Manu também foi estudante do curso de Arte Visual e disse que mudou sua perspectiva sobre o que pensava sobre arte, falou também da vontade familiar que persistiu para que fizesse uma graduação. “Meu finado pai tinha um sonho: de ver seus filhos com uma boa escolaridade e desde jovem sonhei em cursar uma faculdade e não seria outra senão Arte, isso tornou-se possível quando me transferi do Ouro Verde para o Departamento de Arte Visual no CECA. Achei maravilhoso, me realizei, expandi meus conhecimentos, quebrei vários tabus e preconceitos que carregava comigo em relação à Arte Moderna e Contemporânea!”. O professor Danilo Villa também foi docente de Manu e trabalhou com ele no Departamento de Arte Visual e na produção de painéis no Divisão de Artes Plásticas da UEL. Villa disse que o aluno e também colega de trabalho fala maravilhas sobre a forma que Manu faz o painel, mas não só: “A gente dá uma arte para ele reproduzir em tamanho A4 e ele, com uma régua e os óculos que ele enxerga pouco, coloca o rosto no painel e pinta que é uma maravilha. O Manu é uma pessoa incrível, de trato fácil, muito simples, querido, agradeço muito todo a história e o trabalho que ele tem conosco na Divisão de Artes Plásticas (DAP).”

Manu não produz só cartazes e painéis de exposições, peças e filmes; ele também reproduz imagens de fotografias por encomenda. Mas lembra cuidadosamente dos anos que trabalhou no Ouro Verde e viveu coisas inesquecíveis: “Não me sai da memória os shows inesquecíveis do Projeto Pixinguinha, a criação da Orquestra Sinfônica da UEL pelo saudoso maestro Othônio Bemvenuto, os concertos memoráveis de grandes orquestras, os Concertos Matinais aos domingos, os festivais de teatro da Nitis Jacon, o Festival de Música de Londrina, grandes montagens de óperas. 

Ouro Verde, que chama de segunda casa, quando perguntado os trabalhos mais memoráveis que fez, responde: “Meus melhores trabalhos lá foram: Os Caçadores da Arca Perdida, Asa Branca, Um Sonho Brasileiro, Em Algum Lugar do Passado, Erendhira, O Grande Mentecapto e outros...” Incrivelmente, mesmo depois de anos de trabalho entre painéis e outras produções, Manu não se considera um grande artista. “Nunca me considerei um bom artista, a partir de meu aprendizado em cinemas, sempre me considerei um artista com muito boa técnica, principalmente no desenho e na pintura, desenvolvi uma boa técnica na arte de gravura também, travo muito na hora de criar. É sempre um novo desafio, na maioria das vezes fico até alta madrugada refletindo sobre o trabalho, como começar, o que devo fazer, qual melhor estratégia, a preparação das cores”.  

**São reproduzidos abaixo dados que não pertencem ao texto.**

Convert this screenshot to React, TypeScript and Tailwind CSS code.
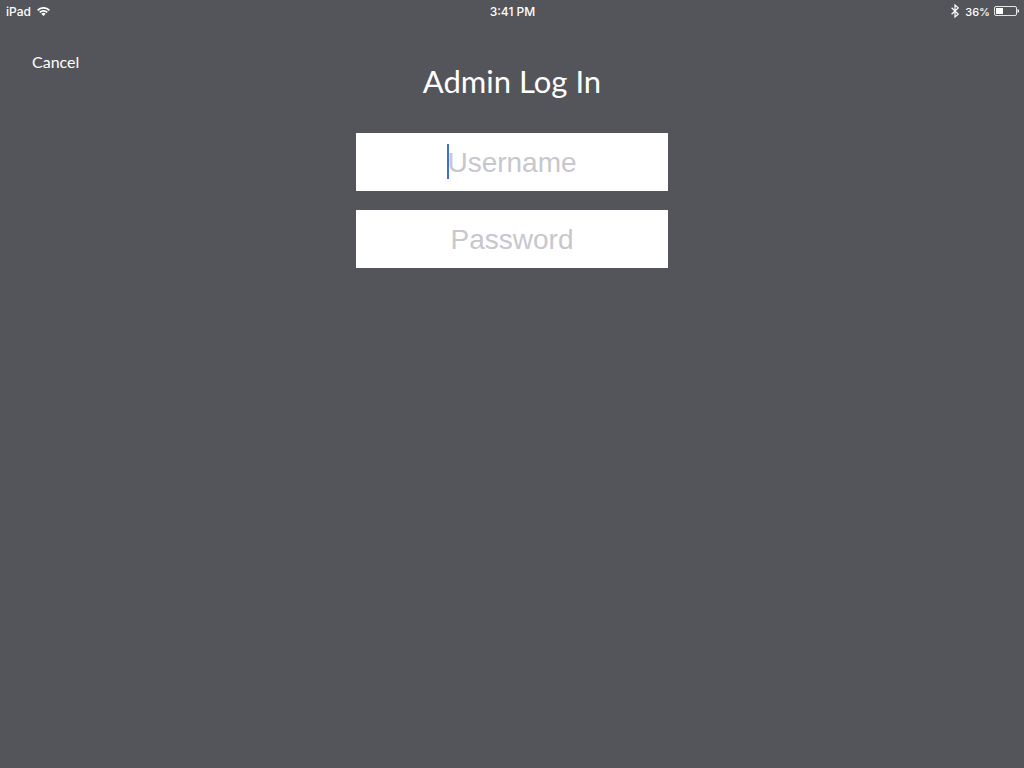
function WifiIcon() {
  return (
    <svg className="h-[9px] w-[13px]" viewBox="0 0 13 9" fill="none" stroke="currentColor" strokeWidth="1.7" aria-hidden="true">
      <path d="M0.6 3.3a8.3 8.3 0 0 1 11.8 0" />
      <path d="M2.7 5.4a5.4 5.4 0 0 1 7.6 0" />
      <path d="M6.5 9 4.3 6.8a3.1 3.1 0 0 1 4.4 0z" fill="currentColor" stroke="none" />
    </svg>
  );
}

function BluetoothIcon() {
  return (
    <svg className="h-[14px] w-[8px]" viewBox="0 0 8 14" fill="none" stroke="currentColor" strokeWidth="1.2" aria-hidden="true">
      <path d="M0.6 3.7 7.2 10.1 4 13V1l3.2 2.9L0.6 10.3" />
    </svg>
  );
}

function BatteryIcon() {
  return (
    <svg className="h-[10px] w-[25px]" viewBox="0 0 25 10" aria-hidden="true">
      <rect x="0.5" y="0.5" width="22" height="9" rx="1.5" fill="none" stroke="currentColor" strokeOpacity="0.85" />
      <rect x="2" y="2" width="7" height="6" fill="currentColor" />
      <path d="M23.5 3c1 .3 1.5 1 1.5 2s-.5 1.7-1.5 2z" fill="currentColor" />
    </svg>
  );
}

const fieldClass =
  "block h-[58px] w-full bg-white pt-0.5 text-center font-['Liberation_Sans',Arial,sans-serif] text-[28px] text-gray-900 caret-[#4169e1] outline-none placeholder:text-[#c7c7cd]";

export default function App() {
  return (
    <div className="min-h-screen bg-[#54555a] font-[Lato,sans-serif] text-white">
      <header className="grid h-5 grid-cols-3 items-center pr-[5px] pl-1.5 font-[Inter,sans-serif] text-xs leading-5 font-medium">
        <div className="flex items-center gap-1.5">
          <span className="pt-0.5">iPad</span>
          <WifiIcon />
        </div>
        <time className="pt-0.5 text-center">3:41 PM</time>
        <div className="flex items-center justify-end">
          <BluetoothIcon />
          <span className="ml-1.5 pt-0.5 text-[11px]">36%</span>
          <span className="ml-1">
            <BatteryIcon />
          </span>
        </div>
      </header>

      <main className="grid grid-cols-[1fr_312px_1fr] px-8 pt-8">
        <div>
          <button type="button" className="block text-base leading-5">
            Cancel
          </button>
        </div>
        <form onSubmit={(e) => e.preventDefault()}>
          <h1 className="pt-[9px] text-center text-[31px] leading-10">Admin Log In</h1>
          <div className="relative mt-8">
            <input type="text" aria-label="Username" placeholder="Username" className={fieldClass} />
            <span className="pointer-events-none absolute top-[11px] left-[91px] h-[35px] w-0.5 bg-[#4169e1]" />
          </div>
          <input type="password" aria-label="Password" placeholder="Password" className={`mt-[19px] ${fieldClass}`} />
        </form>
      </main>
    </div>
  );
}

Sobre seu período como estudante, Manu também guarda boas lembranças: “Foi muito interessante pois me senti rejuvenescido, a irreverência deles me encabulava a princípio, depois fui ficando meio sem vergonha, às vezes até me enternecia e fui me acostumando.” Sobre os docentes que também eram amigos de trabalho, Manu afirmou que as trocas de experiências dentro e fora da sala de aula ajudaram no seu crescimento profissional. 

Desde criança Manu tem aptidão pelo desenho e pela pintura, há mais de 40 anos desenvolve um trabalho excepcional dentro e fora do Departamento de Arte Visual da UEL. Tem orgulho de ter estudado e trabalhar na instituição: “A satisfação, o prazer de fazer parte da história de uma instituição de ensino das mais conceituadas do país e do mundo!” Temos muito a escrever sobre ti, Manu!